--- START OF Data for processing ---

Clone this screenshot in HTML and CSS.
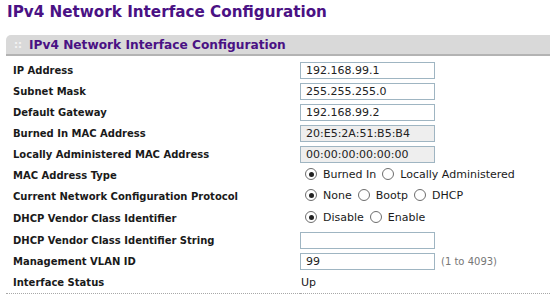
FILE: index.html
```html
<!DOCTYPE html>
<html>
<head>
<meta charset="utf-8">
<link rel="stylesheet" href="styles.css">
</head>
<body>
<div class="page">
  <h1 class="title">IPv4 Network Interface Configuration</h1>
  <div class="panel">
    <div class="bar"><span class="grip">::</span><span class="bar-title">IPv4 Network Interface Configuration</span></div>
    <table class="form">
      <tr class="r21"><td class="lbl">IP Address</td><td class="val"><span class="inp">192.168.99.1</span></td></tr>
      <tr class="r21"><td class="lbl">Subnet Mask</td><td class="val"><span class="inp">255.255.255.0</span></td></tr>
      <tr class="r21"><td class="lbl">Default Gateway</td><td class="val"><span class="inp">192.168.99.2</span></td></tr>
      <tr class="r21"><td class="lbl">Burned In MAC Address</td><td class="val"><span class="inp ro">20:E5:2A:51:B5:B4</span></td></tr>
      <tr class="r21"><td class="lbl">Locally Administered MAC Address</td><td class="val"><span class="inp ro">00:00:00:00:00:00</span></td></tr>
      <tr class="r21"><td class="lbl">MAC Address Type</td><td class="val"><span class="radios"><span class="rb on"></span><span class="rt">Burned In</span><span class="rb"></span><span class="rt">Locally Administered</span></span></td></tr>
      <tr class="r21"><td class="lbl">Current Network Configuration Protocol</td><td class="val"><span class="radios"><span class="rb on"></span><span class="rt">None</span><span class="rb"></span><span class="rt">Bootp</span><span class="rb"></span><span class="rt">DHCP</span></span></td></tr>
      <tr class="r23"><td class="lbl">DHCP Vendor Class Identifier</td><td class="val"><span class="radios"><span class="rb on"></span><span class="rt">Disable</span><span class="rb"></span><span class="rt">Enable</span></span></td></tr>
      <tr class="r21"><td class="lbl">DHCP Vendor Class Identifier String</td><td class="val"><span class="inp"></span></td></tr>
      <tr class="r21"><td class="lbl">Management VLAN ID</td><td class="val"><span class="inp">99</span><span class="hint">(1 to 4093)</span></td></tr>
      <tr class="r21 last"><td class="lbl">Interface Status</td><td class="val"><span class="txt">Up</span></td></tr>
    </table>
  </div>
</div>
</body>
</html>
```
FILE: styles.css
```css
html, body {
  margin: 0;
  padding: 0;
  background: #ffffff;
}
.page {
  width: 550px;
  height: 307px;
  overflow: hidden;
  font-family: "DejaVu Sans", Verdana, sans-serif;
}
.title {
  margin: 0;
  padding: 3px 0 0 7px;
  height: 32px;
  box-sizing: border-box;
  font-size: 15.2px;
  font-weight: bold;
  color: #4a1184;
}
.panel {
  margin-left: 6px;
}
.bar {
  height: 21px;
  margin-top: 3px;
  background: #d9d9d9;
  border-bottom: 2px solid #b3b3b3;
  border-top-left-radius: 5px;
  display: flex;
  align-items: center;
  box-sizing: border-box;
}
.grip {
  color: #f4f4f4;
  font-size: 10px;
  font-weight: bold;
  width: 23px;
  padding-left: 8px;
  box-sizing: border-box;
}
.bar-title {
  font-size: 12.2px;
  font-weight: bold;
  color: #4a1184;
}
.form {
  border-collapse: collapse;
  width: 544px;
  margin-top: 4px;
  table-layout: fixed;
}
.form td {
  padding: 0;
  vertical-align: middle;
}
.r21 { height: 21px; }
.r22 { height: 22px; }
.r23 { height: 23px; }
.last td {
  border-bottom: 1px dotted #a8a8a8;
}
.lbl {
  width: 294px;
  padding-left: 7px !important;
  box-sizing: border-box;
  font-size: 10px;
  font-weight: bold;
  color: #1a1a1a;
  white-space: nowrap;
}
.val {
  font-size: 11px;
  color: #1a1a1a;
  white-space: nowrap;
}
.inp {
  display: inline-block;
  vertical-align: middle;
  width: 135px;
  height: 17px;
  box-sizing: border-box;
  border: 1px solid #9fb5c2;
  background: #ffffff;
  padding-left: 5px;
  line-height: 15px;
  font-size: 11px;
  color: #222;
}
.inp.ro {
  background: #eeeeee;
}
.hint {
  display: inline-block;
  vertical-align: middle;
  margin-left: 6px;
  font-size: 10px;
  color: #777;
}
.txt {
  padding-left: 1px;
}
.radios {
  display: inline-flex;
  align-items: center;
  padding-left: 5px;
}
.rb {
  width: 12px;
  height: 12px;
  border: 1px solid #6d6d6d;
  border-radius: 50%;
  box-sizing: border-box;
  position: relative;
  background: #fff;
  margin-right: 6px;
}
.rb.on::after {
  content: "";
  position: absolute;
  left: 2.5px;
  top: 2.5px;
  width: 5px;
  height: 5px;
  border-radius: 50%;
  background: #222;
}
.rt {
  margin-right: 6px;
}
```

--- END OF Data for processing ---
--- START OF Data for processing ---

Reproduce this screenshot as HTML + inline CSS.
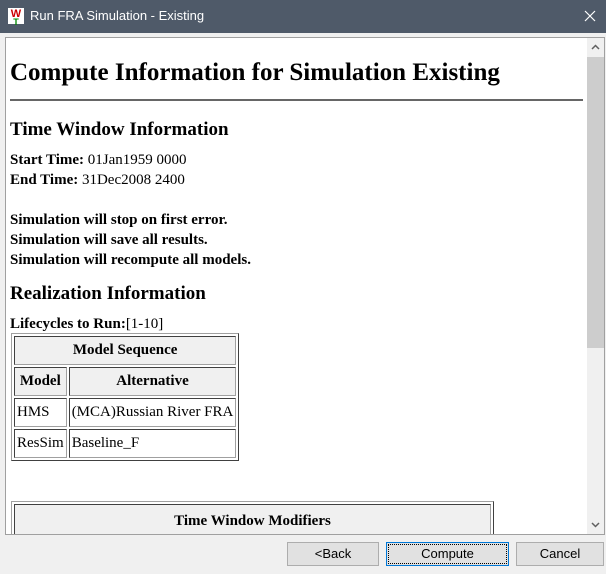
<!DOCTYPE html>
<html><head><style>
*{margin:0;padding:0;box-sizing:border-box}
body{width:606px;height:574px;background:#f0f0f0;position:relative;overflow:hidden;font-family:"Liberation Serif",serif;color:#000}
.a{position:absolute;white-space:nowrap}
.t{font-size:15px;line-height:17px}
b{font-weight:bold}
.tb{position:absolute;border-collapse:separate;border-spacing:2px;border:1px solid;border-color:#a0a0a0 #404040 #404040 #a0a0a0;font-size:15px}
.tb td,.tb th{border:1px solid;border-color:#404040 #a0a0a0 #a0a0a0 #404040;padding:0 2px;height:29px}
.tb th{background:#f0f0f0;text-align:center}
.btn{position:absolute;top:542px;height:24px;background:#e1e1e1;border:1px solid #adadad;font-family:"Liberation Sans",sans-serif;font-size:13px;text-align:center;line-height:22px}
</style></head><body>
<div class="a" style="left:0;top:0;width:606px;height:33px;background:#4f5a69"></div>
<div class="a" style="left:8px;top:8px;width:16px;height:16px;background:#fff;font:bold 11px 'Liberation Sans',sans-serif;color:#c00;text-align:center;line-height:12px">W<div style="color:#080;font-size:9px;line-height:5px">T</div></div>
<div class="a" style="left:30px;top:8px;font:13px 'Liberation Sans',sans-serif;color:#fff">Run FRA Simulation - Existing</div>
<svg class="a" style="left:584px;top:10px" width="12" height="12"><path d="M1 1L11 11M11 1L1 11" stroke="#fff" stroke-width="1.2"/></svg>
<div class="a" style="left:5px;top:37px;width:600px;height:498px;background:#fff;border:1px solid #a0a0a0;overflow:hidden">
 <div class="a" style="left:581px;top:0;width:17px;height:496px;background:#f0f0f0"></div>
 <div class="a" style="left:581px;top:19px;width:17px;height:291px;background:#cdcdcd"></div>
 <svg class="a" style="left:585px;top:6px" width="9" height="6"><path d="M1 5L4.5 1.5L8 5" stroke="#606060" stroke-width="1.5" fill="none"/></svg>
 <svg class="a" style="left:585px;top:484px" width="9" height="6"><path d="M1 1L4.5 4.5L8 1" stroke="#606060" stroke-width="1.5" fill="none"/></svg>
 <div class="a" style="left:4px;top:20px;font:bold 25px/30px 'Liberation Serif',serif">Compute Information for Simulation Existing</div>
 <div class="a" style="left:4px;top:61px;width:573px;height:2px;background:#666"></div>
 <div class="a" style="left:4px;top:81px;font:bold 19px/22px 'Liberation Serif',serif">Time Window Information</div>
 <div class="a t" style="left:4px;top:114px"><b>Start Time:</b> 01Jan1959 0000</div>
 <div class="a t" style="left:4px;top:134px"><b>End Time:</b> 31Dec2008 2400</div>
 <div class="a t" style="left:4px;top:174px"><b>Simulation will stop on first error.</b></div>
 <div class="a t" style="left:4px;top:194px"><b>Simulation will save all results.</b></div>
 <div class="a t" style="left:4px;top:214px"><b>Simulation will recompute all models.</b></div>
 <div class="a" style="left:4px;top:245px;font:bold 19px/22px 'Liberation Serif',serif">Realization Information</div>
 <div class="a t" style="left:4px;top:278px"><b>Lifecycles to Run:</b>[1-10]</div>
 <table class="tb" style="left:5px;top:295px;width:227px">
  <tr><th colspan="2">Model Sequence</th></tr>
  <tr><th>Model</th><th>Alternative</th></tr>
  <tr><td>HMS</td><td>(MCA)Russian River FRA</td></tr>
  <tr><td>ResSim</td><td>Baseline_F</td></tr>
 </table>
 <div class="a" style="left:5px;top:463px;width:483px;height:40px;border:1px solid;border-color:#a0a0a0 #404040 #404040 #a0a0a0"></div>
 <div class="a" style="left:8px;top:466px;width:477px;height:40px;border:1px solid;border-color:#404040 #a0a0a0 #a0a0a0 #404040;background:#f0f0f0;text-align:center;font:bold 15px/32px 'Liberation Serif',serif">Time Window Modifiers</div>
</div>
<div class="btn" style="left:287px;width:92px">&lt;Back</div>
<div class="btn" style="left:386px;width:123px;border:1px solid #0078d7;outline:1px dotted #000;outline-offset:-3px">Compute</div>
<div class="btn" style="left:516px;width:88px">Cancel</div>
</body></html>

--- END OF Data for processing ---

Gather all the lines that include the word "screenshot" and copy them out.

**Problem solution**
Clone this screenshot in HTML and CSS.
Reproduce this screenshot as HTML + inline CSS.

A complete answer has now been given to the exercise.